Apichatpong is one of the main figures in contemporary Thai film and its film history. Of course, Uncle Boonmee Who Can Recall His Past Lives is the first film in Thailand’s film history to win the Palme d’Or which is the most prestigious award at the Cannes Film Festival. His films are screened at movie theaters all over the world, and of course his films are exceptionally good. Apichatpong is also the latest person who made Thai cinema internationally recognizable, so at the booth of the Thai Film Museum we introduce him as a pioneer of Thai cinema production from an international perspective. For us, he is like one of the key figures of the Thai filmmakers in the history. You cannot study Thai film history without mentioning Apichatpong.

──I would like to shift my question not only about Apichatpong but also about Thai Art Cinema including him. How intimate is the relationship between Thai Art Cinema and film archiving?

We are in quite a good relationship – it’s clear from our personal relationship. I was friends with Apichatpong before working here and he was also in a very good relationship with Dome Sukvong, our director. Thanks to Apichatpong who visited us from time to time in the past, it can be said that TFA was considerably involved in Thai Art Cinema.

As I mentioned earlier, Thai Art Cinema is also extremely important, as we are trying to collect all Thai movies. Therefore, it is necessary to keep a close relationship between Thai Art Cinema and mainstream cinema. We are looking at the future of movie production and are planning to release saved works. If you preserve the Thai Art Cinema for future generations, they can use them in a very good condition, very good shape, so we try to present them. We didn’t only go with the Thai mainstream cinema or Thai Art Cinema. We need to go with both.

──I have heard that Apichatpong is very influential for Thai people who are interested in Art Cinema or art in general. But ordinary people in Thailand don’t pay much attention to Thai Art Cinema, or to Apichatpong. Is it because these artists are disadvantaged for screenings at movie theaters or exhibitions at galleries for some various reasons?

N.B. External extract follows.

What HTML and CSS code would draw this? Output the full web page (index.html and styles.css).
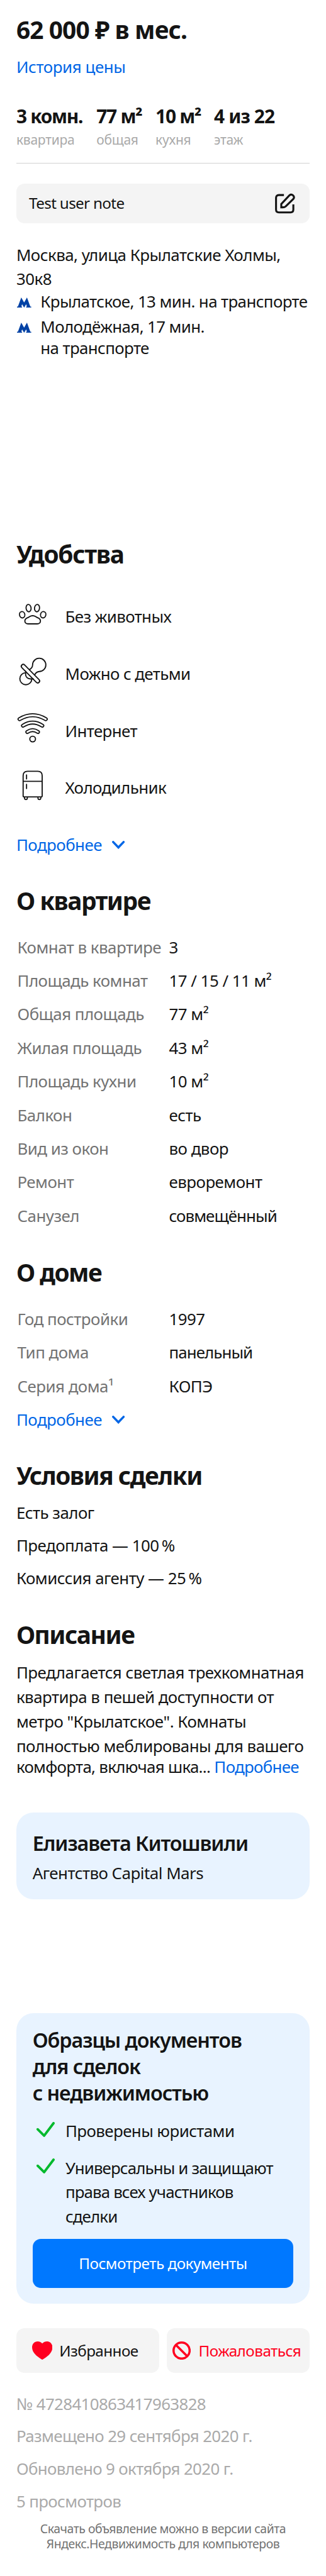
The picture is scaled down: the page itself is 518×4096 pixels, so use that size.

I think there are many reasons why Thai Art Cinema or Apichatpong are not so popular in the mainstream. I think they are popular only in the limited community of the film audience. The limited screenings, the difference of values are also the main factors. Movie theaters are not really working as venues for showing art films equally with other mainstream films. Another reason is, I think people don’t know how to approach Apichatpong’s films. It’s kind of, like they see Apichatpong’s films, and they don’t understand them. This is one of the reasons why people reject Thai Art Cinema. They don’t understand what those films are trying to say.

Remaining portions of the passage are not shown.